§ Set problem
Reproduce each line of the material exactly, minus any picture.

§ Supplied information
****************
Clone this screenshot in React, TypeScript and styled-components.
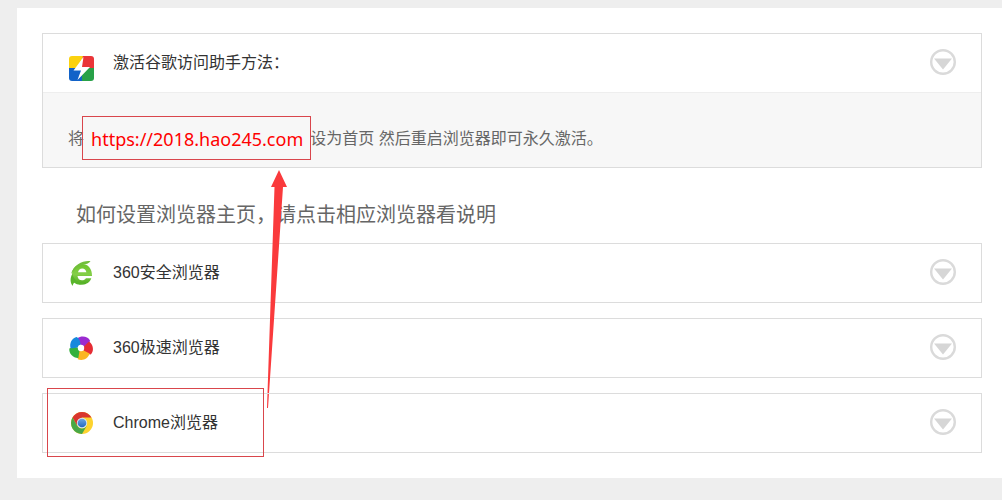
import React, { useState } from "react";
import styled, { createGlobalStyle } from "styled-components";

const GlobalStyle = createGlobalStyle`
  *, *::before, *::after { box-sizing: border-box; }
  body {
    margin: 0;
    background: #eee;
    color: #333;
    font: 16px/24px "Liberation Sans", "Noto Sans CJK SC", sans-serif;
  }
`;

const Page = styled.div`
  padding: 8px 0 22px 17px;
`;

const Panel = styled.main`
  padding: 25px 20px 25px 25px;
  background: #fff;
`;

const Card = styled.section`
  border: 1px solid #dcdcdc;
`;

const CardList = styled.div`
  display: flex;
  flex-direction: column;
  gap: 15px;
`;

const Header = styled.button`
  display: flex;
  align-items: center;
  width: 100%;
  height: 58px;
  padding: 0 25px;
  border: 0;
  background: transparent;
  color: inherit;
  font: inherit;
  text-align: left;
  cursor: pointer;
`;

const IconSlot = styled.span<{ $low?: boolean }>`
  display: flex;
  flex: none;
  width: 45px;
  padding-top: ${(p) => (p.$low ? 10 : 0)}px;
`;

const Title = styled.span`
  flex: 1;
`;

const Body = styled.div`
  display: flex;
  flex-wrap: wrap;
  align-items: center;
  padding: 32px 25px 14px;
  border-top: 1px solid #eee;
  background: #f7f7f7;
  color: #666;
  line-height: 28px;
`;

const Highlight = styled.span`
  position: relative;
  margin: 0 7px;
`;

const HomeLink = styled.a`
  display: block;
  color: #f00;
  font-family: "Noto Sans", sans-serif;
  font-size: 18px;
  text-decoration: none;
`;

const Frame = styled.span`
  position: absolute;
  inset: -9px -8px -7px -9px;
  border: 1px solid #d9464c;
  pointer-events: none;
`;

const Arrow = styled.svg`
  position: absolute;
  top: 100%;
  right: 14px;
  margin-top: 17px;
  pointer-events: none;
`;

const Heading = styled.h2`
  margin: 0;
  padding: 33px 34px 13px;
  color: #666;
  font-size: 20px;
  font-weight: 400;
  line-height: 29px;
`;

const Marked = styled.div`
  position: relative;
`;

const MarkFrame = styled.span`
  position: absolute;
  left: 5px;
  top: -5px;
  width: 217px;
  height: 69px;
  border: 1px solid #d9464c;
  pointer-events: none;
`;

const ChevronSvg = styled.svg`
  flex: none;
  margin-bottom: 2px;
`;

const Chevron = () => (
  <ChevronSvg width="26" height="26" viewBox="0 0 26 26" aria-hidden="true">
    <circle cx="13" cy="13" r="11.800" fill="none" stroke="#dadada" strokeWidth="2.400" />
    <path d="M4 9.500h18L13 20.500z" fill="#d6d6d6" />
  </ChevronSvg>
);

const BoltIcon = () => (
  <svg width="27" height="26" viewBox="0 0 27 26" aria-hidden="true">
    <clipPath id="tile"><rect x="1" y="1" width="25" height="25" rx="3" /></clipPath>
    <g clipPath="url(#tile)">
      <path d="M0 0h16L9 14H0z" fill="#fbd20f" />
      <path d="M15 0h12v13H13z" fill="#ea3538" />
      <path d="M0 13h15v13H0z" fill="#1262c8" />
      <path d="M14 13h13v13H14z" fill="#28a148" />
    </g>
    <path d="M15.500 2 5.500 15.500h7.500L9.500 25l12.500-13h-8z" fill="#fff" />
  </svg>
);

const SafeIcon = () => (
  <svg width="26" height="26" viewBox="0 0 26 26" aria-hidden="true">
    <defs>
      <linearGradient id="leaf" x1="0" y1="0" x2="0" y2="1">
        <stop offset="0" stopColor="#6cc32b" />
        <stop offset=".5" stopColor="#85cf48" />
        <stop offset="1" stopColor="#4dab20" />
      </linearGradient>
    </defs>
    <path
      fill="url(#leaf)"
      fillRule="evenodd"
      d="M24 16H9.500c.3 2.800 2 4.200 4.500 4.200 1.700 0 3-.6 3.900-2h5.400c-1.400 4-4.800 6.300-9.300 6.300C8 24.500 4 20.300 4 14.500 4 8.300 8.200 4 14 4c6 0 10.200 4.500 10 12zM10 12.300h8.400c-.4-2.500-1.900-3.900-4.200-3.900-2.200 0-3.700 1.400-4.200 3.900z"
    />
    <path fill="#72bf3d" d="M22.500 1.200C16 0 5.500 4.500 3 14 7 8 12.500 4.800 18 4c1.800-.3 3.300-1.300 4.500-2.800z" />
    <path fill="#59b52b" d="M4.300 14C1.800 18 2.200 23 4.800 26c0-1.400.4-2.400 1.400-3.200 3 2.200 7.400 2.600 11 .4-6.800.2-11.600-3.600-12.900-9.200z" />
  </svg>
);

const petals = ["#9b2bd0", "#e52c34", "#fbb522", "#35b13d", "#1689dd"];

const SpeedIcon = () => (
  <svg width="26" height="26" viewBox="0 0 26 26" aria-hidden="true">
    {petals.map((color, i) => (
      <path
        key={color}
        transform={`rotate(${i * 72 + 8} 13 13)`}
        fill={color}
        d="M12.500 10.500 8 4C11.500.3 18 .3 21 4.500c-.6 3-2.600 5.500-6 7z"
      />
    ))}
    <circle cx="13" cy="13" r="3.200" fill="#fff" />
  </svg>
);

const ChromeIcon = () => (
  <svg width="26" height="26" viewBox="0 0 26 26" aria-hidden="true">
    <defs>
      <linearGradient id="hub" x1="0" y1="0" x2="0" y2="1">
        <stop offset="0" stopColor="#6ba6e4" />
        <stop offset="1" stopColor="#2468c0" />
      </linearGradient>
    </defs>
    <circle cx="14" cy="13" r="11" fill="#fdd32f" />
    <path d="M4.500 7.500A11 11 0 0 1 23.500 7.500H14L9.200 15.700z" fill="#d9352f" />
    <path d="M4.500 7.500A11 11 0 0 0 14 24l4.800-8.300a5.500 5.500 0 0 1-9.600 0z" fill="#49a846" />
    <circle cx="14" cy="13" r="5.200" fill="#dce8f0" />
    <circle cx="14" cy="13" r="4.300" fill="url(#hub)" />
  </svg>
);

type RowProps = {
  icon: React.ReactNode;
  title: string;
  low?: boolean;
  defaultOpen?: boolean;
  children?: React.ReactNode;
};

function Row({ icon, title, low, defaultOpen = false, children }: RowProps) {
  const [open, setOpen] = useState(defaultOpen);
  return (
    <Card>
      <Header type="button" aria-expanded={open} onClick={() => setOpen(!open)}>
        <IconSlot $low={low}>{icon}</IconSlot>
        <Title>{title}</Title>
        <Chevron />
      </Header>
      {open && children ? <Body>{children}</Body> : null}
    </Card>
  );
}

export default function App() {
  return (
    <>
      <GlobalStyle />
      <Page>
        <Panel>
          <Row icon={<BoltIcon />} title="激活谷歌访问助手方法：" low defaultOpen>
            将
            <Highlight>
              <HomeLink href="https://2018.hao245.com">https://2018.hao245.com</HomeLink>
              <Frame />
              <Arrow width="22" height="240" viewBox="0 0 22 240" aria-hidden="true">
                <path d="M12 0 20 17H16L1 238H0L7.500 17H4z" fill="#fa3a3c" />
              </Arrow>
            </Highlight>
            设为首页 然后重启浏览器即可永久激活。
          </Row>
          <Heading>如何设置浏览器主页，请点击相应浏览器看说明</Heading>
          <CardList>
            <Row icon={<SafeIcon />} title="360安全浏览器" />
            <Row icon={<SpeedIcon />} title="360极速浏览器" />
            <Marked>
              <Row icon={<ChromeIcon />} title="Chrome浏览器" />
              <MarkFrame />
            </Marked>
          </CardList>
        </Panel>
      </Page>
    </>
  );
}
****************
§ Full output
Clone this screenshot in React, TypeScript and styled-components.
import React, { useState } from "react";
import styled, { createGlobalStyle } from "styled-components";

const GlobalStyle = createGlobalStyle`
  *, *::before, *::after { box-sizing: border-box; }
  body {
    margin: 0;
    background: #eee;
    color: #333;
    font: 16px/24px "Liberation Sans", "Noto Sans CJK SC", sans-serif;
  }
`;

const Page = styled.div`
  padding: 8px 0 22px 17px;
`;

const Panel = styled.main`
  padding: 25px 20px 25px 25px;
  background: #fff;
`;

const Card = styled.section`
  border: 1px solid #dcdcdc;
`;

const CardList = styled.div`
  display: flex;
  flex-direction: column;
  gap: 15px;
`;

const Header = styled.button`
  display: flex;
  align-items: center;
  width: 100%;
  height: 58px;
  padding: 0 25px;
  border: 0;
  background: transparent;
  color: inherit;
  font: inherit;
  text-align: left;
  cursor: pointer;
`;

const IconSlot = styled.span<{ $low?: boolean }>`
  display: flex;
  flex: none;
  width: 45px;
  padding-top: ${(p) => (p.$low ? 10 : 0)}px;
`;

const Title = styled.span`
  flex: 1;
`;

const Body = styled.div`
  display: flex;
  flex-wrap: wrap;
  align-items: center;
  padding: 32px 25px 14px;
  border-top: 1px solid #eee;
  background: #f7f7f7;
  color: #666;
  line-height: 28px;
`;

const Highlight = styled.span`
  position: relative;
  margin: 0 7px;
`;

const HomeLink = styled.a`
  display: block;
  color: #f00;
  font-family: "Noto Sans", sans-serif;
  font-size: 18px;
  text-decoration: none;
`;

const Frame = styled.span`
  position: absolute;
  inset: -9px -8px -7px -9px;
  border: 1px solid #d9464c;
  pointer-events: none;
`;

const Arrow = styled.svg`
  position: absolute;
  top: 100%;
  right: 14px;
  margin-top: 17px;
  pointer-events: none;
`;

const Heading = styled.h2`
  margin: 0;
  padding: 33px 34px 13px;
  color: #666;
  font-size: 20px;
  font-weight: 400;
  line-height: 29px;
`;

const Marked = styled.div`
  position: relative;
`;

const MarkFrame = styled.span`
  position: absolute;
  left: 5px;
  top: -5px;
  width: 217px;
  height: 69px;
  border: 1px solid #d9464c;
  pointer-events: none;
`;

const ChevronSvg = styled.svg`
  flex: none;
  margin-bottom: 2px;
`;

const Chevron = () => (
  <ChevronSvg width="26" height="26" viewBox="0 0 26 26" aria-hidden="true">
    <circle cx="13" cy="13" r="11.800" fill="none" stroke="#dadada" strokeWidth="2.400" />
    <path d="M4 9.500h18L13 20.500z" fill="#d6d6d6" />
  </ChevronSvg>
);

const BoltIcon = () => (
  <svg width="27" height="26" viewBox="0 0 27 26" aria-hidden="true">
    <clipPath id="tile"><rect x="1" y="1" width="25" height="25" rx="3" /></clipPath>
    <g clipPath="url(#tile)">
      <path d="M0 0h16L9 14H0z" fill="#fbd20f" />
      <path d="M15 0h12v13H13z" fill="#ea3538" />
      <path d="M0 13h15v13H0z" fill="#1262c8" />
      <path d="M14 13h13v13H14z" fill="#28a148" />
    </g>
    <path d="M15.500 2 5.500 15.500h7.500L9.500 25l12.500-13h-8z" fill="#fff" />
  </svg>
);

const SafeIcon = () => (
  <svg width="26" height="26" viewBox="0 0 26 26" aria-hidden="true">
    <defs>
      <linearGradient id="leaf" x1="0" y1="0" x2="0" y2="1">
        <stop offset="0" stopColor="#6cc32b" />
        <stop offset=".5" stopColor="#85cf48" />
        <stop offset="1" stopColor="#4dab20" />
      </linearGradient>
    </defs>
    <path
      fill="url(#leaf)"
      fillRule="evenodd"
      d="M24 16H9.500c.3 2.800 2 4.200 4.500 4.200 1.700 0 3-.6 3.900-2h5.400c-1.400 4-4.800 6.300-9.300 6.300C8 24.500 4 20.300 4 14.500 4 8.300 8.200 4 14 4c6 0 10.200 4.500 10 12zM10 12.300h8.400c-.4-2.500-1.900-3.900-4.200-3.900-2.200 0-3.700 1.400-4.200 3.900z"
    />
    <path fill="#72bf3d" d="M22.500 1.200C16 0 5.500 4.500 3 14 7 8 12.500 4.800 18 4c1.800-.3 3.300-1.300 4.500-2.800z" />
    <path fill="#59b52b" d="M4.300 14C1.800 18 2.200 23 4.800 26c0-1.400.4-2.400 1.400-3.200 3 2.200 7.400 2.600 11 .4-6.800.2-11.600-3.600-12.900-9.200z" />
  </svg>
);

const petals = ["#9b2bd0", "#e52c34", "#fbb522", "#35b13d", "#1689dd"];

const SpeedIcon = () => (
  <svg width="26" height="26" viewBox="0 0 26 26" aria-hidden="true">
    {petals.map((color, i) => (
      <path
        key={color}
        transform={`rotate(${i * 72 + 8} 13 13)`}
        fill={color}
        d="M12.500 10.500 8 4C11.500.3 18 .3 21 4.500c-.6 3-2.600 5.500-6 7z"
      />
    ))}
    <circle cx="13" cy="13" r="3.200" fill="#fff" />
  </svg>
);

const ChromeIcon = () => (
  <svg width="26" height="26" viewBox="0 0 26 26" aria-hidden="true">
    <defs>
      <linearGradient id="hub" x1="0" y1="0" x2="0" y2="1">
        <stop offset="0" stopColor="#6ba6e4" />
        <stop offset="1" stopColor="#2468c0" />
      </linearGradient>
    </defs>
    <circle cx="14" cy="13" r="11" fill="#fdd32f" />
    <path d="M4.500 7.500A11 11 0 0 1 23.500 7.500H14L9.200 15.700z" fill="#d9352f" />
    <path d="M4.500 7.500A11 11 0 0 0 14 24l4.800-8.300a5.500 5.500 0 0 1-9.600 0z" fill="#49a846" />
    <circle cx="14" cy="13" r="5.200" fill="#dce8f0" />
    <circle cx="14" cy="13" r="4.300" fill="url(#hub)" />
  </svg>
);

type RowProps = {
  icon: React.ReactNode;
  title: string;
  low?: boolean;
  defaultOpen?: boolean;
  children?: React.ReactNode;
};

function Row({ icon, title, low, defaultOpen = false, children }: RowProps) {
  const [open, setOpen] = useState(defaultOpen);
  return (
    <Card>
      <Header type="button" aria-expanded={open} onClick={() => setOpen(!open)}>
        <IconSlot $low={low}>{icon}</IconSlot>
        <Title>{title}</Title>
        <Chevron />
      </Header>
      {open && children ? <Body>{children}</Body> : null}
    </Card>
  );
}

export default function App() {
  return (
    <>
      <GlobalStyle />
      <Page>
        <Panel>
          <Row icon={<BoltIcon />} title="激活谷歌访问助手方法：" low defaultOpen>
            将
            <Highlight>
              <HomeLink href="https://2018.hao245.com">https://2018.hao245.com</HomeLink>
              <Frame />
              <Arrow width="22" height="240" viewBox="0 0 22 240" aria-hidden="true">
                <path d="M12 0 20 17H16L1 238H0L7.500 17H4z" fill="#fa3a3c" />
              </Arrow>
            </Highlight>
            设为首页 然后重启浏览器即可永久激活。
          </Row>
          <Heading>如何设置浏览器主页，请点击相应浏览器看说明</Heading>
          <CardList>
            <Row icon={<SafeIcon />} title="360安全浏览器" />
            <Row icon={<SpeedIcon />} title="360极速浏览器" />
            <Marked>
              <Row icon={<ChromeIcon />} title="Chrome浏览器" />
              <MarkFrame />
            </Marked>
          </CardList>
        </Panel>
      </Page>
    </>
  );
}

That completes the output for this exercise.